Nah, model kapal ini seperti kapal dagang. Selain barang dagangan, ada beragam penumpang di atasnya. Ada yang dari Melayu, Jawa, bahkan orang kulit putih dari Portugis.
Ceritanya, sesampai di Selat Alas, yang membelah Pulau Lombok dan Sumbawa, kapal tersebut dicegat sekawanan perompak hingga berbelok arah ke selatan, yakni Desa Tua Nanga, Poto Tano.
Rupanya nasib baik tak berpihak pada kapal ini. Mereka malah kena musibah dihantam ombak besar. Kapal ini pun pecah dan penumpangnya terdampar .
Tempat kejadian ini sekarang dikenal dengan sebutan “bangka belah”. Bangka berarti kapal, belah artinya pecah.
Di pesisir Kuang Busir, orang-orang yang terdampar tak menemukan sumber mata air minum.
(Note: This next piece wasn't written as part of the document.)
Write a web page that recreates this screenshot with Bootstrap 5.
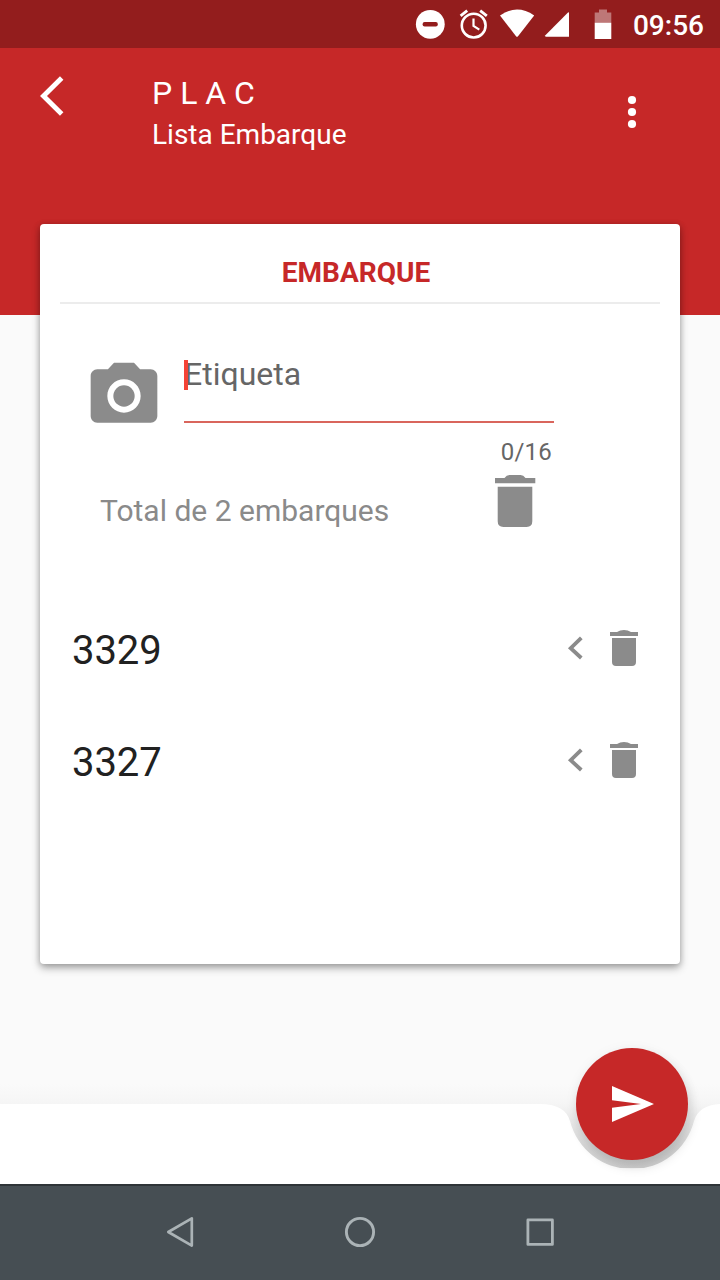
<!DOCTYPE html>
<html lang="pt">
<head>
<meta charset="utf-8">
<meta name="viewport" content="width=device-width, initial-scale=1">
<title>PLAC - Lista Embarque</title>
<link href="https://cdn.jsdelivr.net/npm/bootstrap@5.3.0/dist/css/bootstrap.min.css" rel="stylesheet">
<style>
  body { font-family: Roboto, "Noto Sans", sans-serif; background: #fafafa; line-height: 1; }
  svg { display: block; flex-shrink: 0; }
  .screen { width: 720px; height: 1280px; }
  .statusbar { height: 48px; background: #931d1d; padding-right: 16px; }
  .clock { font-size: 28px; font-weight: 500; margin-left: 20px; padding-top: 3px; }
  .appbar { height: 267px; background: #c62828; padding: 24px 64px 0 32px; }
  .app-title { font-size: 32px; line-height: 42px; }
  .app-sub { font-size: 28px; line-height: 41px; }
  .titles { margin-left: 80px; }
  .panel { width: 640px; height: 740px; margin: -91px auto 0; border-radius: 4px; padding: 0 20px;
    box-shadow: 0 4px 8px rgba(0,0,0,.3), 0 1px 6px rgba(0,0,0,.18); }
  .panel-title { height: 80px; padding: 20px 8px 0 0; font-size: 28px; font-weight: 700; color: #c62828; border-bottom: 2px solid #ececec; }
  .tag-row { height: 120px; padding: 52px 0 0 24px; }
  .tag-field { width: 370px; height: 67px; margin-left: 20px; border-bottom: 2px solid #d9655c; font-size: 32px; color: #666; }
  .caret { width: 4px; height: 30px; background: #f44336; margin-right: -4px; margin-top: 4px; z-index: 1; }
  .tag-label { line-height: 36px; }
  .counter { font-size: 24px; line-height: 28px; color: #666; letter-spacing: .2px; width: 492px; margin-top: 14px; }
  .total-row { height: 72px; padding-left: 40px; }
  .total { font-size: 30px; width: 380px; color: #8a8a8a; padding-top: 18px; }
  .entries { margin-top: 54px; }
  .entry { height: 112px; padding: 0 20px 0 12px; font-size: 40px; color: #212121; letter-spacing: -.1px; }
  .entry-code { padding-top: 6px; }
  .bottombar { height: 80px; }
  .fab { width: 112px; height: 112px; left: 576px; top: -56px; background: #c62828; box-shadow: 3px 7px 12px rgba(0,0,0,.13), 0 2px 14px rgba(0,0,0,.05); }
  .navbuttons { height: 96px; background: #464e53; border-top: 2px solid #2e3437; padding: 0 90px 2px; }
</style>
</head>
<body>
<div class="screen d-flex flex-column overflow-hidden">
  <div class="statusbar d-flex align-items-center justify-content-end text-white">
    <svg width="200" height="48" viewBox="413 0 200 48" fill="#fff">
      <circle cx="430.3" cy="24.3" r="14.4"/><rect x="422.6" y="21.9" width="15.2" height="4.6" rx="2" fill="#931d1d"/>
      <circle cx="473.7" cy="25.6" r="11.9" fill="none" stroke="#fff" stroke-width="2.6"/>
      <path d="M473.5 18.5V26l5.8 3.6" fill="none" stroke="#fff" stroke-width="2.2"/>
      <path d="M460.6 15.8l6.6-5.2M486.8 15.8l-6.6-5.2" stroke="#fff" stroke-width="2.8"/>
      <path d="M500 15.4Q517 3.8 534.2 15.4L518 36.2Q517 37.3 516 36.2Z"/>
      <path d="M568 12.4Q569 12 569 13V36.7H546Q544.4 36.5 545.4 35.2Z"/>
      <path d="M594.7 23V12.6H599V9.6H607V12.6H611.3V23Z" fill="#be7777"/><rect x="594.7" y="22.8" width="16.6" height="16.2"/>
    </svg>
    <span class="clock">09:56</span>
  </div>

  <header class="appbar d-flex align-items-start justify-content-between text-white">
    <div class="d-flex">
      <svg width="40" height="48" viewBox="32 72 40 48"><path d="M61.7 78L43.5 96L61.7 114" fill="none" stroke="#fff" stroke-width="4.9"/></svg>
      <div class="titles">
        <div class="app-title">P L A C</div>
        <div class="app-sub">Lista Embarque</div>
      </div>
    </div>
    <svg width="48" height="80" viewBox="608 72 48 80" fill="#fff"><circle cx="632" cy="100" r="4.1"/><circle cx="632" cy="112" r="4.1"/><circle cx="632" cy="124" r="4.1"/></svg>
  </header>

  <main class="panel bg-white flex-shrink-0">
    <div class="panel-title d-flex align-items-center justify-content-center">EMBARQUE</div>
    <div class="tag-row d-flex align-items-start">
      <svg width="80" height="80" viewBox="0 0 24 24" fill="#8b8b8b"><circle cx="12" cy="12" r="3.2"/><path d="M9 2L7.17 4H4c-1.1 0-2 .9-2 2v12c0 1.1.9 2 2 2h16c1.1 0 2-.9 2-2V6c0-1.1-.9-2-2-2h-3.17L15 2H9zm3 15c-2.76 0-5-2.24-5-5s2.24-5 5-5 5 2.24 5 5-2.24 5-5 5z"/></svg>
      <div class="tag-field d-flex"><span class="caret"></span><span class="tag-label">Etiqueta</span></div>
    </div>
    <div class="counter text-end">0/16</div>
    <div class="total-row d-flex">
      <span class="total d-flex align-items-center">Total de 2 embarques</span>
      <svg width="70" height="72" viewBox="480 466 70 72" fill="#8b8b8b"><path d="M495 478h9.5q2-3 5-3h11q3 0 5 3H535.3v5.3H495zM497.7 486.8h34.6v34.5q0 5.7-5.7 5.7h-23.2q-5.7 0-5.7-5.7z"/></svg>
    </div>
    <div class="entries">
      <div class="entry d-flex align-items-center justify-content-between">
        <span class="entry-code">3329</span>
        <svg width="80" height="48" viewBox="560 624 80 48" fill="#8b8b8b"><path d="M581.3 637.8L570.7 648.2L581.3 658" fill="none" stroke="#8b8b8b" stroke-width="3.8"/><path d="M610 632h7q3-2 7-2t7 2h7v4h-28zM612 638h24v24q0 4-4 4h-16q-4 0-4-4z"/></svg>
      </div>
      <div class="entry d-flex align-items-center justify-content-between">
        <span class="entry-code">3327</span>
        <svg width="80" height="48" viewBox="560 624 80 48" fill="#8b8b8b"><path d="M581.3 637.8L570.7 648.2L581.3 658" fill="none" stroke="#8b8b8b" stroke-width="3.8"/><path d="M610 632h7q3-2 7-2t7 2h7v4h-28zM612 638h24v24q0 4-4 4h-16q-4 0-4-4z"/></svg>
      </div>
    </div>
  </main>

  <div class="bottombar position-relative mt-auto">
    <svg width="720" height="80" viewBox="0 0 720 80" overflow="visible">
      <defs>
        <linearGradient id="lift" x1="0" y1="1" x2="0" y2="0"><stop offset="0" stop-color="#f5f5f5"/><stop offset="1" stop-color="#fafafa"/></linearGradient>
        <linearGradient id="notch" x1="0" y1="0" x2="0" y2="1"><stop offset="0" stop-color="#f5f5f5"/><stop offset=".7" stop-color="#d6d6d6"/><stop offset="1" stop-color="#d2d2d2"/></linearGradient>
      </defs>
      <rect y="-20" width="720" height="21" fill="url(#lift)"/>
      <rect width="720" height="64" fill="url(#notch)"/>
      <path d="M0 0H540Q565 0 570 17A64 64 0 0 0 694 17Q699 0 724 0V80H0Z" fill="#fff"/>
    </svg>
    <button type="button" aria-label="Enviar" class="fab btn border-0 rounded-circle p-0 position-absolute d-flex align-items-center justify-content-center">
      <svg width="112" height="112" viewBox="576 1048 112 112" fill="#fff"><path d="M612 1086L654 1104L612 1122V1107.8L641 1104L612 1100.2Z"/></svg>
    </button>
  </div>
  <nav class="navbuttons d-flex flex-shrink-0 align-items-center" aria-label="Sistema">
    <div class="d-flex w-100">
      <svg width="180" height="48" viewBox="90 1208 180 48" fill="none" stroke="#abb3b6" stroke-width="2.7" stroke-linejoin="round"><path d="M191.8 1218.3V1245.6L168.3 1232Z"/></svg>
      <svg width="180" height="48" viewBox="270 1208 180 48" fill="none" stroke="#abb3b6" stroke-width="2.9"><circle cx="360" cy="1232" r="13.6"/></svg>
      <svg width="180" height="48" viewBox="450 1208 180 48" fill="none" stroke="#abb3b6" stroke-width="2.8" stroke-linejoin="round"><rect x="527.9" y="1219.9" width="24.5" height="24.5"/></svg>
    </div>
  </nav>
</div>
<script src="https://cdn.jsdelivr.net/npm/bootstrap@5.3.0/dist/js/bootstrap.bundle.min.js"></script>
</body>
</html>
Maka, beberapa dari mereka mencari ke atas bukit dan menemukan dua sumber mata air yang dinamakan “tiu”.
Kisah inilah yang kemudian memunculkan mitos di Desa Mantar, yang berada di dekat Kuang Busir: ada warga yang memiliki kulit albino, putih susu, berbeda dengan warga lain yang berkulit sawo matang.
Bisa jadi mereka memiliki kesamaan genetika dengan warga asing yang tempo dulu menjadi penumpang kapal yang terdampar di Sumbawa.
Baca Juga: Inspirasi di Jayapura
Menurut kepercayaan masyarakat Desa Mantar, jumlah orang albino di desa tersebut hanya tujuh, tidak bisa lebih dan tidak bisa kurang. []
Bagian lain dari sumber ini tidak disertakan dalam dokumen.